As Loaded proceeds, Dunbar-Ortiz traces the ways in which gun ownership has been the cornerstone of America’s growth into a “militaristic-capitalistic powerhouse.” In her account, guns are the reason that white people maintained control of the social order despite nominal changes in which parties or groups might claim power. For example, Dunbar-Ortiz notes how, in parts of the South before the Revolution, a class of armed white civilians was employed by the Colonial courts to serve as “searchers,” not just to track down fugitive slaves, but to detain freed blacks besides. Distinct from the formal militia, which was preoccupied with battling Native Americans, these “searchers,” subsequently known as “patrollers,” continued their work after the overthrow of the British, deploying a variety of tactics including the creation and printing of the first Wanted ads.
After the Civil War, these groups of armed whites morphed once more, continuing to harass and terrorize emancipated black Americans, becoming either Klansmen or police (or, not infrequently, both at the same time). For these foot soldiers of white supremacy, the titles and group affiliations might change, but their roles—and the centrality of guns to those roles—remained the same. Indeed, as Dunbar-Ortiz notes, many Confederate veterans publicly associated with each other long after the war through so-called “rifle clubs,” often barely-disguised fronts for Klan activity. Granted, at times, in such a short but information-packed book, accounts of such continuities may feel schematic; but at others, they can feel revelatory, as when Dunbar-Ortiz compares “savage war” to the rampages of contemporary mass killers. Throughout, and even when uneven, her narrative is devastating.
Loaded is also a story of many individuals. The trope of “the hunter,” for example, recurs frequently in current debates over guns, even though hunting is no longer the leading reason Americans give for gun ownership. Dunbar-Ortiz traces the common image of the gun-bearing hunter to the folk-hero image of Daniel Boone, the frontiersman whose exploits in Kentucky were the stuff of legend even during his lifetime in the eighteenth and early nineteenth centuries. Yet, as Dunbar-Ortiz observes, Boone’s celebrity was largely the work of another man, John Filson, a real estate speculator who wrote under Boone’s name. He simply wanted to encourage settlers to buy claims over land that was already heavily populated by Native Americans. So much for the image of the rugged American frontiersman, gun in hand, experiencing his primordial oneness with the wilderness, so beloved by gun rights advocates.

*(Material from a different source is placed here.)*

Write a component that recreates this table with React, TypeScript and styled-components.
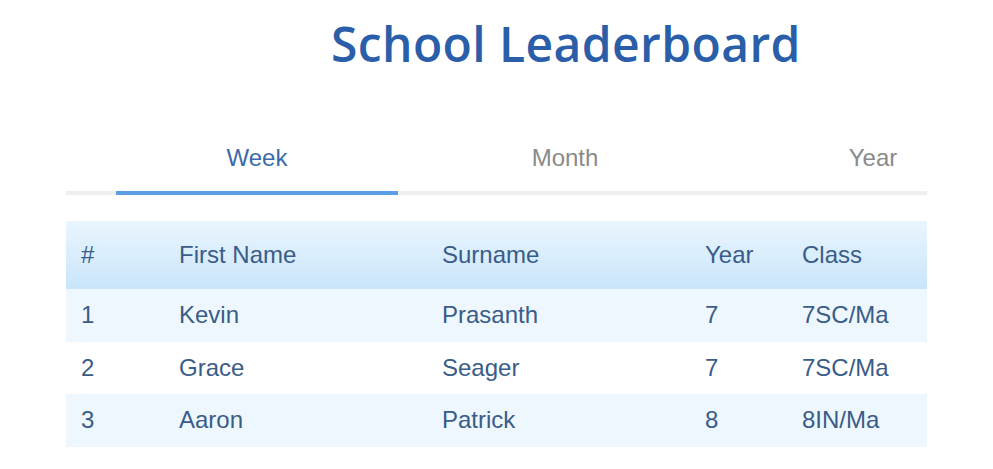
import { useState } from "react";
import styled, { createGlobalStyle } from "styled-components";

const GlobalStyle = createGlobalStyle`
  body {
    margin: 0;
    background: #ffffff;
    font-family: "Liberation Sans", Arial, sans-serif;
  }
`;

const Page = styled.div`
  width: 993px;
  height: 469px;
  padding: 0 66px;
  box-sizing: border-box;
  overflow: hidden;
`;

const Title = styled.h1`
  margin: 0;
  padding: 14px 0 0 265px;
  height: 118px;
  box-sizing: border-box;
  font-family: "Open Sans", sans-serif;
  font-weight: 600;
  font-size: 48px;
  line-height: 60px;
  color: #2a5ea8;
  letter-spacing: 0.4px;
`;

const TabBar = styled.div`
  display: flex;
  padding-left: 37px;
  height: 77px;
  overflow: hidden;
  background: linear-gradient(#efefef, #efefef) left bottom / 100% 4px no-repeat;
`;

const Tab = styled.button<{ $active?: boolean }>`
  position: relative;
  flex: 0 0 308px;
  background: none;
  border: none;
  padding: 2px 0 0;
  font-family: "Liberation Sans", Arial, sans-serif;
  font-size: 24px;
  color: ${({ $active }) => ($active ? "#3b6aa9" : "#8a8a8a")};
  cursor: pointer;

  &::after {
    content: "";
    display: ${({ $active }) => ($active ? "block" : "none")};
    position: absolute;
    left: 13px;
    right: 13px;
    bottom: 0;
    height: 4px;
    background: #5a9fe4;
  }
`;

const Table = styled.table`
  width: 100%;
  margin-top: 26px;
  border-collapse: collapse;
  table-layout: fixed;
  font-size: 24px;
  color: #3a5c88;
`;

const HeadRow = styled.tr`
  height: 68px;
  background: linear-gradient(to bottom, #eaf5fe 0%, #c9e5fa 100%);
`;

const Row = styled.tr<{ $shade: boolean }>`
  height: 52.5px;
  background: ${({ $shade }) => ($shade ? "#eef7fe" : "#ffffff")};
`;

const Th = styled.th`
  padding: 0 0 0 15px;
  text-align: left;
  font-weight: normal;
`;

const Td = styled.td`
  padding: 0 0 0 15px;
  white-space: nowrap;
`;

const columns = [
  { label: "#", width: 98 },
  { label: "First Name", width: 263 },
  { label: "Surname", width: 263 },
  { label: "Year", width: 97 },
  { label: "Class", width: 140 },
];

const students = [
  { rank: 1, first: "Kevin", last: "Prasanth", year: 7, cls: "7SC/Ma" },
  { rank: 2, first: "Grace", last: "Seager", year: 7, cls: "7SC/Ma" },
  { rank: 3, first: "Aaron", last: "Patrick", year: 8, cls: "8IN/Ma" },
];

const periods = ["Week", "Month", "Year"];

export default function App() {
  const [period, setPeriod] = useState("Week");

  return (
    <>
      <GlobalStyle />
      <Page>
        <Title>School Leaderboard</Title>
        <TabBar>
          {periods.map((p) => (
            <Tab key={p} $active={p === period} onClick={() => setPeriod(p)}>
              {p}
            </Tab>
          ))}
        </TabBar>
        <Table>
          <colgroup>
            {columns.map((c) => (
              <col key={c.label} style={{ width: c.width }} />
            ))}
          </colgroup>
          <thead>
            <HeadRow>
              {columns.map((c) => (
                <Th key={c.label}>{c.label}</Th>
              ))}
            </HeadRow>
          </thead>
          <tbody>
            {students.map((s, i) => (
              <Row key={s.rank} $shade={i % 2 === 0}>
                <Td>{s.rank}</Td>
                <Td>{s.first}</Td>
                <Td>{s.last}</Td>
                <Td>{s.year}</Td>
                <Td>{s.cls}</Td>
              </Row>
            ))}
          </tbody>
        </Table>
      </Page>
    </>
  );
}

Likewise, Dunbar-Ortiz sounds the legacy of figures like pro-slavery paramilitary leader William Quantrill. Quantrill led a band of pro-slavery “bushwhacker” guerillas who carried out violent raids against pro-abolition communities in the Kansas and Missouri territories before and during the Civil War. In one instance, Quantrill and his men attacked Lawrence, Kansas, butchering some 160 civilians, including children. Yet as time passed, and it became expedient to forget and move beyond the violence of the Civil War, Quantrill and his men, who were famous for wielding six-shooter revolvers, became integrated into fuzzy legend of “the West.” They ceased to be seen as “bloody, murdering Confederate guerillas” and became “righteous outlaws.”
Some of these profiles may be richer and more-in-depth than others, but together they form a tapestry that is grim and compelling indeed. The right’s talk of preserving American greatness, Dunbar-Ortiz proposes, comes directly from this violent history. From Reagan’s race politics to Trump’s nativism, leaders on the right have articulated the principles that groups of armed American extremists practice. “White nationalists are the irregular forces—the voluntary militias—of the actually existing political-economic order,” she states, succinctly. “They are provided for in the Second Amendment.”
Among the stories Dunbar-Ortiz tells, is, fascinatingly, her own. As a Leftist activist in the 1970s, Dunbar-Ortiz participated in a “women’s study-action group” in Louisiana which was infiltrated by a government-affiliated spy, surveilled by police, and threatened by a member of the KKK. Desperate and “caught up in a current of repression and paranoia,” Dunbar-Ortiz and her comrades began to arm themselves, training with guns and eventually amassing a small arsenal. “We had fallen under the spell of guns,” she writes. “Our relationship to them had become a kind of passion that was inappropriate to our political objectives, and it ended up distorting and determining them.”
Dunbar-Ortiz eventually moved on from her phase of “gun love,” but the country has, of course, done just the opposite. Since the early ‘70s, the number of privately owned guns in American hands has nearly tripled, to well over 300 million. Meanwhile, American military forces are now deployed in some 180 countries, and our arms industry has achieved export levels and profit margins unprecedented since the end of World War II. Towards the end of Loaded, Dunbar-Ortiz presents American “gun love” as a quasi-religious phenomenon, bound up in a primal national myth of chosen-ness, victimization, and righteous violence.
It would be folly to hope that any single intellectual intervention, no matter how trenchant, could undo this template, or could reverse or slow this trajectory. And yet if we are to even imagine this possibility, we must have some sort of vocabulary to do so. As a portrait of the deepest structures of American violence, Loaded is an indispensable book.
Correction: An earlier version of this piece misstated where JR102C is on display and when Daniel Boone was alive. JR102C is at Historic Jamestowne and Daniel Boone lived in the eighteenth and nineteenth centuries.